<<<<

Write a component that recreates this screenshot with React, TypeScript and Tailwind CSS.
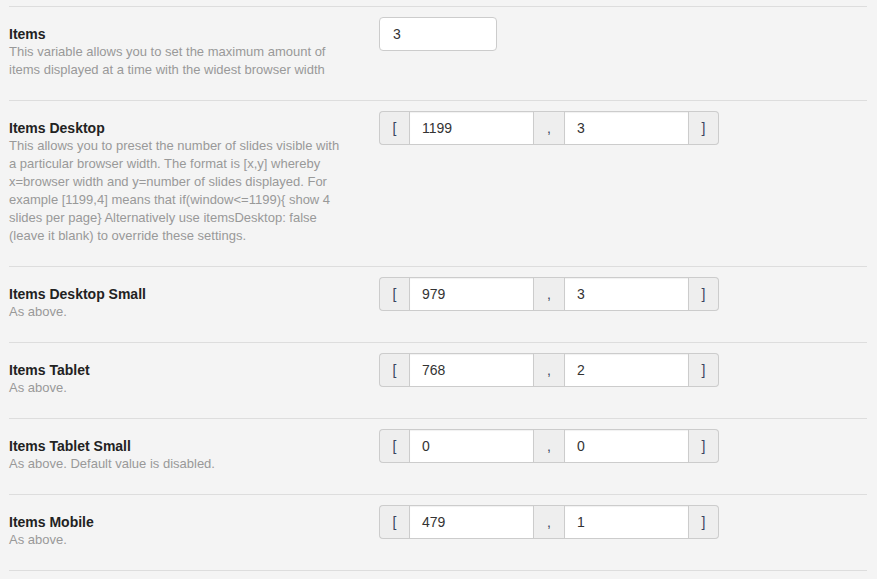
const rows = [
  {
    title: 'Items',
    desc: 'This variable allows you to set the maximum amount of items displayed at a time with the widest browser width',
    single: '3',
  },
  {
    title: 'Items Desktop',
    desc: 'This allows you to preset the number of slides visible with a particular browser width. The format is [x,y] whereby x=browser width and y=number of slides displayed. For example [1199,4] means that if(window<=1199){ show 4 slides per page} Alternatively use itemsDesktop: false (leave it blank) to override these settings.',
    pair: ['1199', '3'],
  },
  { title: 'Items Desktop Small', desc: 'As above.', pair: ['979', '3'] },
  { title: 'Items Tablet', desc: 'As above.', pair: ['768', '2'] },
  { title: 'Items Tablet Small', desc: 'As above. Default value is disabled.', pair: ['0', '0'] },
  { title: 'Items Mobile', desc: 'As above.', pair: ['479', '1'] },
]

function Addon({ children, side }: { children: string; side: 'l' | 'm' | 'r' }) {
  const round = side === 'l' ? 'rounded-l-[4px] border-l' : side === 'r' ? 'rounded-r-[4px] border-r' : ''
  return (
    <span
      className={`flex w-[30px] items-center justify-center border-y border-[#cccccc] bg-[#eeeeee] text-[14px] text-[#3a4460] ${round}`}
    >
      {children}
    </span>
  )
}

function Field({ value }: { value: string }) {
  return (
    <span className="flex w-[125px] items-center border border-[#cccccc] bg-white px-[12px] text-[14px] text-[#333] shadow-[inset_0_1px_1px_rgba(0,0,0,0.06)]">
      {value}
    </span>
  )
}

export default function App() {
  return (
    <div
      className="min-h-[579px] bg-[#f4f4f4] pl-[9px] pr-[10px] pt-[6px]"
      style={{ fontFamily: '"Liberation Sans", Arial, sans-serif' }}
    >
      {rows.map((row) => (
        <div key={row.title} className="flex border-t border-[#dddddd]">
          <div className="w-[370px] pr-[20px] pt-[18px] pb-[21px]">
            <div className="text-[14px] font-bold leading-[18px] text-[#222]">{row.title}</div>
            <p className="w-[340px] text-[13px] leading-[18px] text-[#999]">{row.desc}</p>
          </div>
          <div className="pt-[10px]">
            {row.single ? (
              <span className="flex h-[34px] w-[118px] items-center rounded-[4px] border border-[#cccccc] bg-white px-[13px] text-[14px] text-[#333]">
                {row.single}
              </span>
            ) : (
              <div className="flex h-[34px]">
                <Addon side="l">[</Addon>
                <Field value={row.pair![0]} />
                <Addon side="m">,</Addon>
                <Field value={row.pair![1]} />
                <Addon side="r">]</Addon>
              </div>
            )}
          </div>
        </div>
      ))}
      <div className="border-t border-[#dddddd]" />
    </div>
  )
}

>>>>

Look through the data above. Copy every line with the string "that" in it.

[EXERCISE SOLUTION]
Write a component that recreates this screenshot with React, TypeScript and Tailwind CSS.
    desc: 'This allows you to preset the number of slides visible with a particular browser width. The format is [x,y] whereby x=browser width and y=number of slides displayed. For example [1199,4] means that if(window<=1199){ show 4 slides per page} Alternatively use itemsDesktop: false (leave it blank) to override these settings.',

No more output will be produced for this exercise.